Inside Labour: Heritage is fresh meat

2014-09-29 13:45

Wednesday was Heritage Day and carnivore commercialism seems largely to have claimed it.

For many – if not most – South Africans who could afford it, this was a day to indulge in and enjoy shisa nyama, the ubiquitous braai.

In fact, Heritage Day has now been redubbed “National Braai Day”, with calls to people to “unite around fires, share our heritage and wave our flag on September 24 every year”.

The implication is that our collective heritage comprises wors, pap and chops with some well-known lager in an atmosphere of nationalistic fervour.

This seems to be encouraged by the fact that politicians, several pundits and the labour movement provided us, yet again, with that vague admonition to “celebrate unity in diversity”, along with that rather shopworn concept of the “rainbow nation”.

Publicity for the day also seemed to be made up of a mixture of contradictions and commercialism, with more than a dash of convenient amnesia and a side of hypocrisy.

But a day off work – for those lucky enough to have a job – is always cause for celebration. And the weather being fine, it’s also cause for many to haul out the charcoal, the mealies and the meat.

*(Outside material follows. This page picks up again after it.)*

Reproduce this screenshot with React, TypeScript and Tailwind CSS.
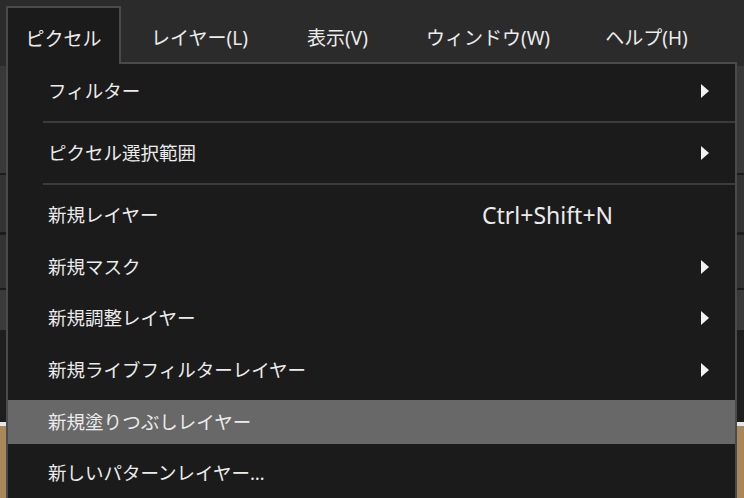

In fact, that is what many people in other parts of the world also do. So this being a hardly unique experience, perhaps we should wave the flags of those countries as well.

Basically, heritage should not be dumbed down to grilled food and to the insistence that while we are different, we are all equal.

Quite simply, the word means everything we have inherited from the past: languages, food, the built and natural environments, and the various things that make up what we refer to as “culture”.

For the sellers of labour, heritage means primarily the social, economic and work environment in which we exist. This was highlighted for South Africa this Heritage Day in a report released by the statistician-general.

Titled “Youth employment, unemployment, skills and economic growth 1994-2014”, the report revealed a worrying picture of still racially skewed large-scale joblessness and skills deficits. This applied particularly among the “born-frees” (those born after 1994).

If ever there was a misnomer, “born-frees” is it, because the children born after 1994 were born into families that grew up in the earlier decades where advantages accrued on a racially graded scale.

The transition from a racially biased parliamentary democracy to a nonracist version did not undo the advantages and disadvantages of decades of social engineering and centuries of the racist deprivation embedded in colonialism.

This much has been recognised by most of the trade union movement, but resisted by elements such as the Solidarity union and its “civil rights” offshoot AfriForum. But even Cosatu gets caught up in the “unity-in-diversity”, “all-in-the-same-boat” mantra.

Responding to the statistician-general’s report, the federation bewailed the fact that “our companies are still purely profit-oriented and not concerned about social transformation”.

But our economic heritage is a competitive, individualistic and profit-driven system. Companies that are not profit-oriented do not survive. And it is also a legal requirement that companies maximise profits for their shareholders.

Perhaps we should not be celebrating our diversity as much as questioning why our diverse communities are so grossly unequal.